Several have tried the low-cost model on transatlantic flights between Europe and the US and failed, most notably the Icelandic Wow airlines which is reported to have offered the lowest fares between the UK and the US at the time, collapsed in 2019 amid rising oil prices, and Primera Air, which went bankrupt in 2018.
It’s not only LCCs that have failed – at least three business-class-only carriers flying from Luton and Stansted to New York have shut down over the past fifteen years, these being Maxjet, Silverjet and EOS.
However, there now appears to be a renewed optimism among airlines that plan to rely exclusively on these North Atlantic routes.
Another Nordic airline, the low-cost Icelandic carrier Play, offers low fares across the Atlantic, but with a stop in Reykjavik.
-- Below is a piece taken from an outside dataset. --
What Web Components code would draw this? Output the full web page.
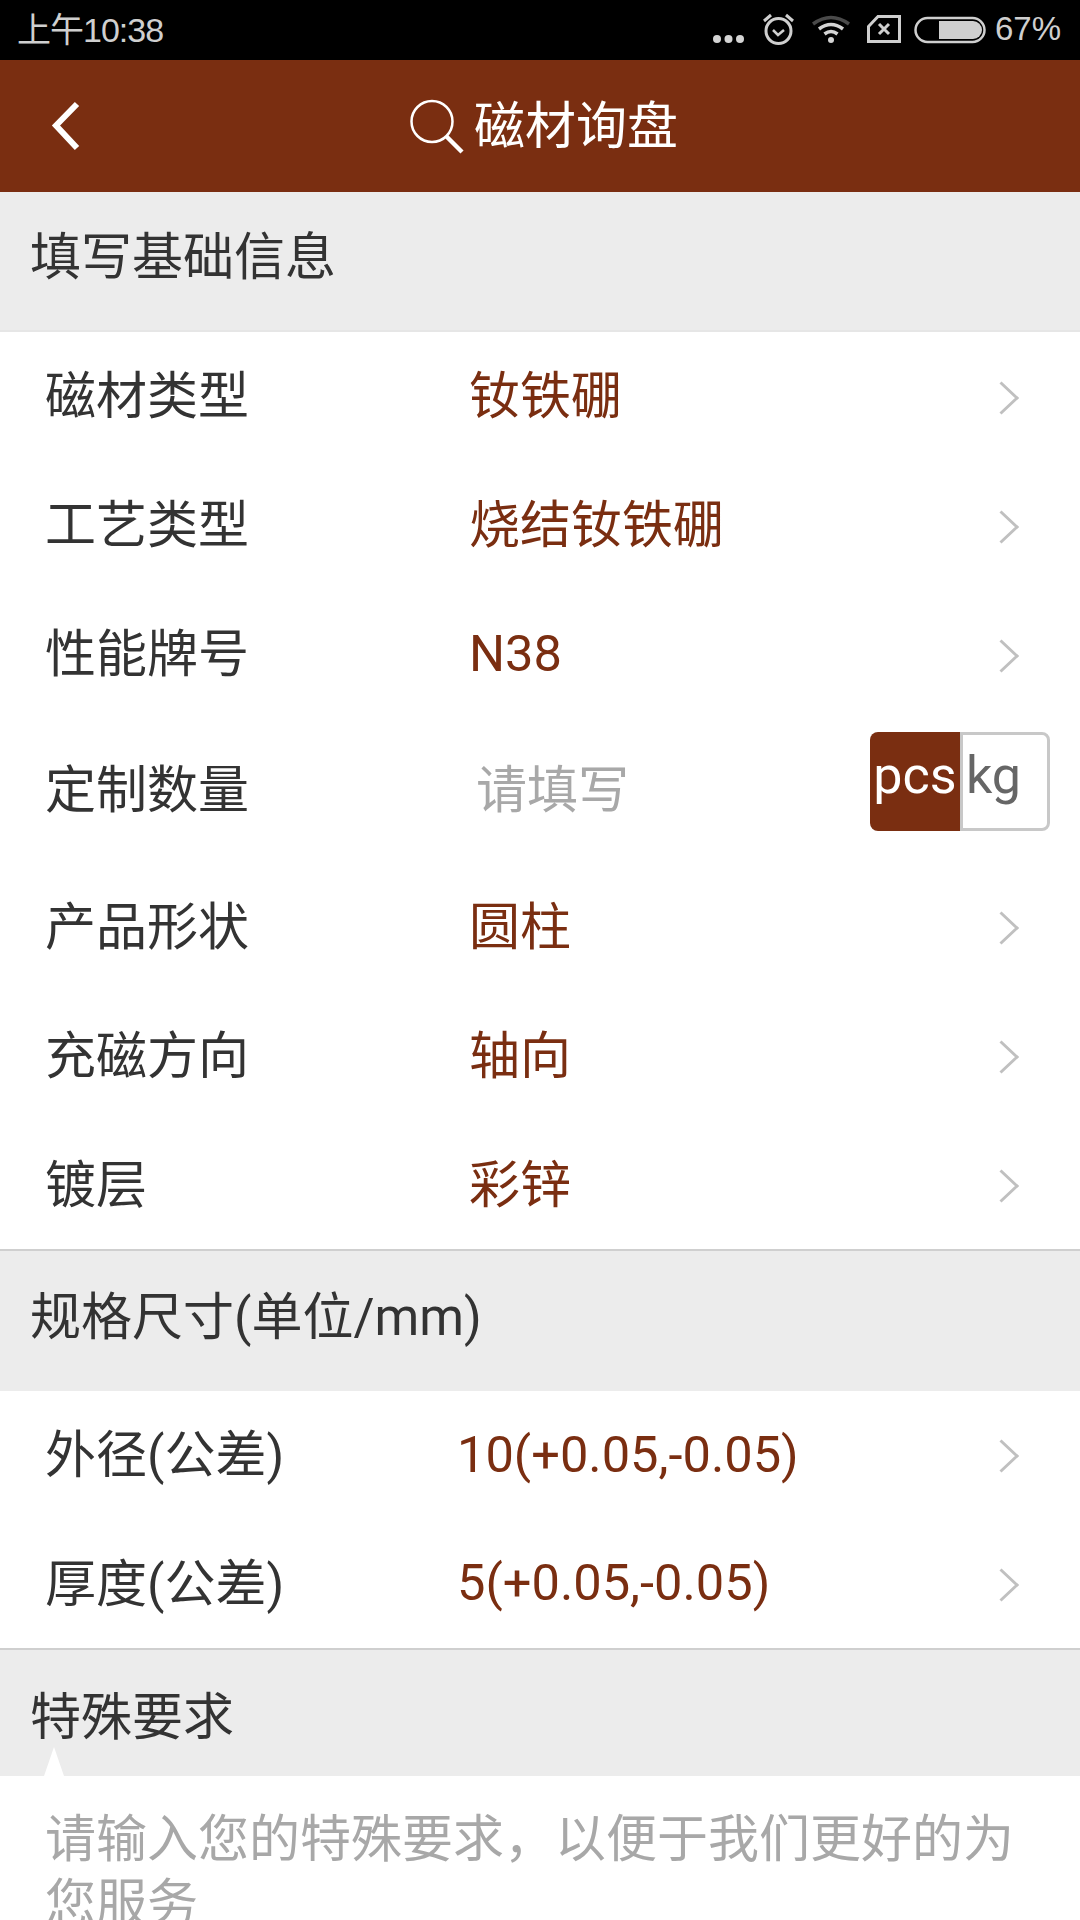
<!DOCTYPE html>
<html lang="zh">
<head>
<meta charset="utf-8">
<title>磁材询盘</title>
<style>
    html, body { margin: 0; height: 1920px; overflow: hidden; background: #fff; }
    body { font-family: Roboto, "Noto Sans CJK SC", sans-serif; display: flex; flex-flow: column; }
</style>
</head>
<body>
<status-bar></status-bar>
<app-toolbar>磁材询盘</app-toolbar>

<section-head height="140" lift="16">填写基础信息</section-head>
<form-row label="磁材类型" value="钕铁硼"></form-row>
<form-row label="工艺类型" value="烧结钕铁硼"></form-row>
<form-row label="性能牌号" value="N38" latin></form-row>
<form-row label="定制数量" placeholder="请填写" tall><unit-toggle></unit-toggle></form-row>
<form-row label="产品形状" value="圆柱" low></form-row>
<form-row label="充磁方向" value="轴向" low></form-row>
<form-row label="镀层" value="彩锌" low></form-row>

<section-head height="142" lift="17" ruled>规格尺寸(单位/mm)</section-head>
<form-row label="外径(公差)" value="10(+0.05,-0.05)" narrow latin></form-row>
<form-row label="厚度(公差)" value="5(+0.05,-0.05)" narrow latin></form-row>

<section-head height="128" ruled caret>特殊要求</section-head>
<note-box>请输入您的特殊要求，以便于我们更好的为您服务</note-box>

<script>
class StatusBar extends HTMLElement {
    constructor() {
        super();
        this.attachShadow({mode: 'open'});
        this.shadowRoot.innerHTML = `
            <style>
                :host {
                    display: flex;
                    flex: none;
                    height: 60px;
                    background: #000;
                    color: #cfcfcf;
                    align-items: center;
                    font-family: "Liberation Sans", "Noto Sans CJK SC", sans-serif;
                    font-size: 34px;
                    padding: 0 19px 0 17px;
                    box-sizing: border-box;
                }
                .time { flex: 1; letter-spacing: -1px; padding-bottom: 6px; }
                .pct { font-size: 33px; padding-bottom: 2px; }
                svg { display: block; flex: none; }
                .dots { margin-right: 17px; }
                .alarm { margin-right: 17px; }
                .wifi { margin-right: 17px; }
                .sim { margin-right: 13px; }
                .battery { margin-right: 9px; }
            </style>
            <span class="time">上午10:38</span>
            <svg class="dots" width="33" height="60" viewBox="0 0 33 60" fill="#d4d4d4">
                <circle cx="5" cy="39" r="4"/><circle cx="16.5" cy="39" r="4"/><circle cx="28" cy="39" r="4"/>
            </svg>
            <svg class="alarm" width="33" height="60" viewBox="0 0 33 60" fill="none" stroke="#cfcfcf">
                <circle cx="16.5" cy="31" r="12.5" stroke-width="3"/>
                <path d="M11 30l5 5 6-5" stroke-width="2.5"/>
                <path d="M2 21l7-6M31 21l-7-6" stroke-width="3"/>
            </svg>
            <svg class="wifi" width="38" height="60" viewBox="0 0 38 60" fill="none" stroke-width="3.5">
                <path d="M1 24Q19 11 37 24" stroke="#4a4a4a"/>
                <path d="M7 29Q19 20 31 29" stroke="#d4d4d4"/>
                <path d="M12.5 34Q19 29 25.500 34" stroke="#d4d4d4"/>
                <circle cx="19" cy="40" r="3" fill="#d4d4d4" stroke="none"/>
            </svg>
            <svg class="sim" width="34" height="60" viewBox="0 0 34 60" fill="none" stroke="#cfcfcf">
                <path d="M1.500 26.500L11 16.500H32.500V41.500H1.500Z" stroke-width="3"/>
                <path d="M12 24l10 10M22 24l-10 10" stroke-width="3"/>
            </svg>
            <svg class="battery" width="72" height="60" viewBox="0 0 72 60" fill="none">
                <rect x="1.500" y="18" width="69" height="24" rx="12" stroke="#cfcfcf" stroke-width="2.500"/>
                <path d="M25 21H59a9 9 0 0 1 0 18H25Z" fill="#cfcfcf"/>
            </svg>
            <span class="pct">67%</span>
        `;
    }
}

class AppToolbar extends HTMLElement {
    constructor() {
        super();
        this.attachShadow({mode: 'open'});
        this.shadowRoot.innerHTML = `
            <style>
                :host {
                    display: flex;
                    flex: none;
                    height: 132px;
                    background: #7a2e11;
                    color: #fff;
                    align-items: center;
                    font-size: 51px;
                    padding-left: 50px;
                    box-sizing: border-box;
                }
                svg { display: block; flex: none; }
                .back { margin-right: 330px; }
                .search { margin-right: 10px; }
                span { padding-bottom: 8px; }
            </style>
            <svg class="back" width="30" height="52" viewBox="0 0 30 52" fill="none" stroke="#fff" stroke-width="6">
                <path d="M27 4L6 25.500 27 48"/>
            </svg>
            <svg class="search" width="54" height="56" viewBox="0 0 54 56" fill="none" stroke="#fff">
                <circle cx="22" cy="23.500" r="20.500" stroke-width="2.500"/>
                <path d="M36 38L52 54" stroke-width="4.500"/>
            </svg>
            <span><slot></slot></span>
        `;
    }
}

class SectionHead extends HTMLElement {
    constructor() {
        super();
        this.attachShadow({mode: 'open'});
        this.shadowRoot.innerHTML = `
            <style>
                :host {
                    display: flex;
                    flex: none;
                    position: relative;
                    align-items: center;
                    background: #ececec;
                    color: #333;
                    font-size: 51px;
                    padding-left: 30px;
                    box-sizing: border-box;
                    border-bottom: 2px solid #e6e6e6;
                }
                :host([ruled]) { border-top: 2px solid #cfcfcf; border-bottom: none; }
                .caret {
                    display: none;
                    position: absolute;
                    left: 44px;
                    bottom: 0;
                    border: 10px solid transparent;
                    border-top: 0;
                    border-bottom: 29px solid #fff;
                }
                :host([caret]) .caret { display: block; }
            </style>
            <slot></slot>
            <div class="caret"></div>
        `;
    }

    connectedCallback() {
        this.style.height = this.getAttribute('height') + 'px';
        this.style.paddingBottom = (this.getAttribute('lift') || 0) + 'px';
    }
}

class FormRow extends HTMLElement {
    constructor() {
        super();
        this.attachShadow({mode: 'open'});
        this.shadowRoot.innerHTML = `
            <style>
                :host {
                    display: flex;
                    flex: none;
                    height: 129px;
                    background: #fff;
                    align-items: center;
                    font-size: 51px;
                    padding-left: 45px;
                    padding-right: 30px;
                    box-sizing: border-box;
                }
                :host([tall]) { height: 143px; }
                :host([narrow]) { height: 128.5px; }
                .label { width: 424px; flex: none; color: #333; padding-bottom: 10px; }
                :host([narrow]) .label { width: 412px; padding-bottom: 8px; }
                .value { flex: 1; color: #7a2e11; padding-bottom: 10px; }
                :host([low]) .label, :host([low]) .value { padding-bottom: 7px; }
                :host([latin]) .value { padding-bottom: 2px; font-size: 50.600px; }
                .value.empty { color: #a8a8a8; padding-left: 7px; }
                svg { display: block; flex: none; margin-right: 31px; margin-top: 2px; }
                :host([tall]) svg { display: none; }
            </style>
            <span class="label"></span>
            <span class="value"></span>
            <slot></slot>
            <svg width="20" height="34" viewBox="0 0 20 34" fill="none" stroke="#c0c0c0" stroke-width="3">
                <path d="M1.500 1.500L18 17 1.500 32.500"/>
            </svg>
        `;
    }

    connectedCallback() {
        this.shadowRoot.querySelector('.label').textContent = this.getAttribute('label');
        const value = this.shadowRoot.querySelector('.value');
        if (this.hasAttribute('placeholder')) {
            value.textContent = this.getAttribute('placeholder');
            value.classList.add('empty');
        } else {
            value.textContent = this.getAttribute('value');
        }
    }
}

class UnitToggle extends HTMLElement {
    constructor() {
        super();
        this.attachShadow({mode: 'open'});
        this.shadowRoot.innerHTML = `
            <style>
                :host {
                    display: flex;
                    flex: none;
                    align-self: flex-start;
                    margin-top: 13px;
                    width: 180px;
                    height: 99px;
                    font-size: 52px;
                    line-height: 88px;
                    box-sizing: border-box;
                }
                .on {
                    width: 90px;
                    background: #7a2e11;
                    color: #fff;
                    border-radius: 8px 0 0 8px;
                    text-align: center;
                }
                .off {
                    flex: 1;
                    color: #666;
                    border: 3px solid #c8c8c8;
                    border-radius: 0 8px 8px 0;
                    padding-left: 3px;
                    line-height: 82px;
                }
            </style>
            <div class="on">pcs</div>
            <div class="off">kg</div>
        `;
    }
}

class NoteBox extends HTMLElement {
    constructor() {
        super();
        this.attachShadow({mode: 'open'});
        this.shadowRoot.innerHTML = `
            <style>
                :host {
                    display: block;
                    flex: none;
                    background: #fff;
                    color: #a8a8a8;
                    font-family: "Noto Sans CJK TC", sans-serif;
                    font-size: 51px;
                    line-height: 64px;
                    padding: 27px 60px 0 45px;
                }
            </style>
            <slot></slot>
        `;
    }
}

customElements.define('status-bar', StatusBar);
customElements.define('app-toolbar', AppToolbar);
customElements.define('section-head', SectionHead);
customElements.define('form-row', FormRow);
customElements.define('unit-toggle', UnitToggle);
customElements.define('note-box', NoteBox);
</script>
</body>
</html>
Play flies from Stansted, Liverpool and Glasgow to New York (Stewart Airport), Boston, Washington, Baltimore and Toronto.
A budding UK low-cost start-up, Fly Atlantic, intends to fly between Europe and the US with a stop in Belfast. It plans to launch in 2025 and will use narrow-body Airbus A321 jets.
There is nothing low-cost about another incumbent, Global, promising to fly from Gatwick to New York and Los Angeles. The company is to retrofit the interior of four Airbus A380 superjumbos to such a high standard that passengers will be “transported back to the golden age of air travel”. First-class passengers are to have chauffeur-driven airport transfers, and they will have a large lounge on board. Drinks will include Laurent-Perrier champagne.